Depois da sua breve passagem pela liderança das Americanas, Rial resumiu algumas das suas reflexões em sua conta na rede social LinkedIn. Segundo Rial, seu propósito e motivação ao aceitar a posição de CEO era “agregar minha experiência profissional e reoxigenar o legado em prol do desenvolvimento da companhia”.

“Nesses breves nove dias como presidente, os desafios e os ensinamentos, contudo, foram outros, mas extremamente importantes”, escreveu.

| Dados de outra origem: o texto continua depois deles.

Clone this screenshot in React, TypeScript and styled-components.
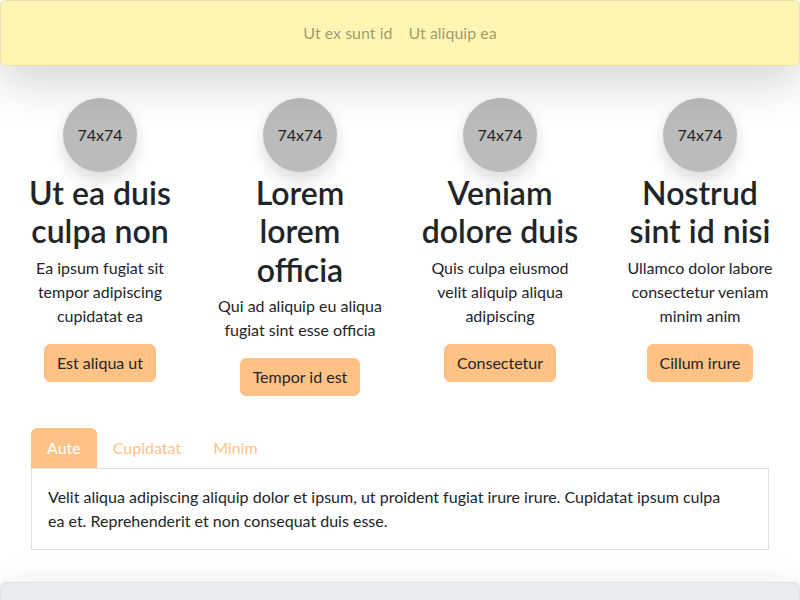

“Coube-me, como executivo-líder, primeiro entrevistar executivos remanescente, questionar e entender quaisquer preocupações e novas perspectivas. Nessas conversas, informações e dúvidas foram compartilhadas e com o natural aprofundamento para entendê-las e dar-lhes direcionamentos conjuntamente com o novo CFO, Andre Covre, chegamos ao quadro do fato relevante com transparência e fidedignidade! Quaisquer especulações ou teorias distintas disso são leviandades. Eu jamais transigiria com a minha biografia”, defendeu.

Com a conclusão de um diagnóstico que exigia mudanças imediatas, segundo Rial, foi preciso agir com responsabilidade e ética para corrigir a rota. “Essa correção partiu da transparência e do apoio incondicional que recebi do CA e dos acionistas de referência”, escreveu.

Por fim, sobre sua saída do cargo executivo, Rial afirmou que ela decorreu “do entendimento da necessidade de abrir espaço para que a empresa pudesse se reestruturar de um ponto de partida totalmente distinto do que eu esperava encontrar. É preciso saber o momento de se posicionar dentro de um novo contexto que se apresenta. Foi o que fiz, sem me descomprometer em ajudar no que estivesse ao meu alcance. Essa é a minha terceira reflexão. Vou, portanto, neste momento, continuar a contribuir com minhas capacitações, experiência, seriedade e transparência, seguindo sempre as premissas que nortearam toda minha trajetória profissional e pessoal”, completou.

Depois da sua saída da Americanas, Rial também deixou a posição que ocupava no Santander, mas manteve os cargos em conselho de diversas outras companhias. Nos últimos meses, se manteve afastado dos holofotes no cenário corporativo brasileiro. Convidado a fazer parte do conselho consultivo da Universidade Zhejiang, na China, Rial passou uma temporada no país asiático. “Estarei envolvido na escola de negócios e com seu reitor Ben Shenglin, com quem tive o privilégio de trabalhar quando morei na Ásia”, escreveu em post em rede social. Durante sua viagem para a China, visitou a sede do grupo ANT (Alipay e Alibaba).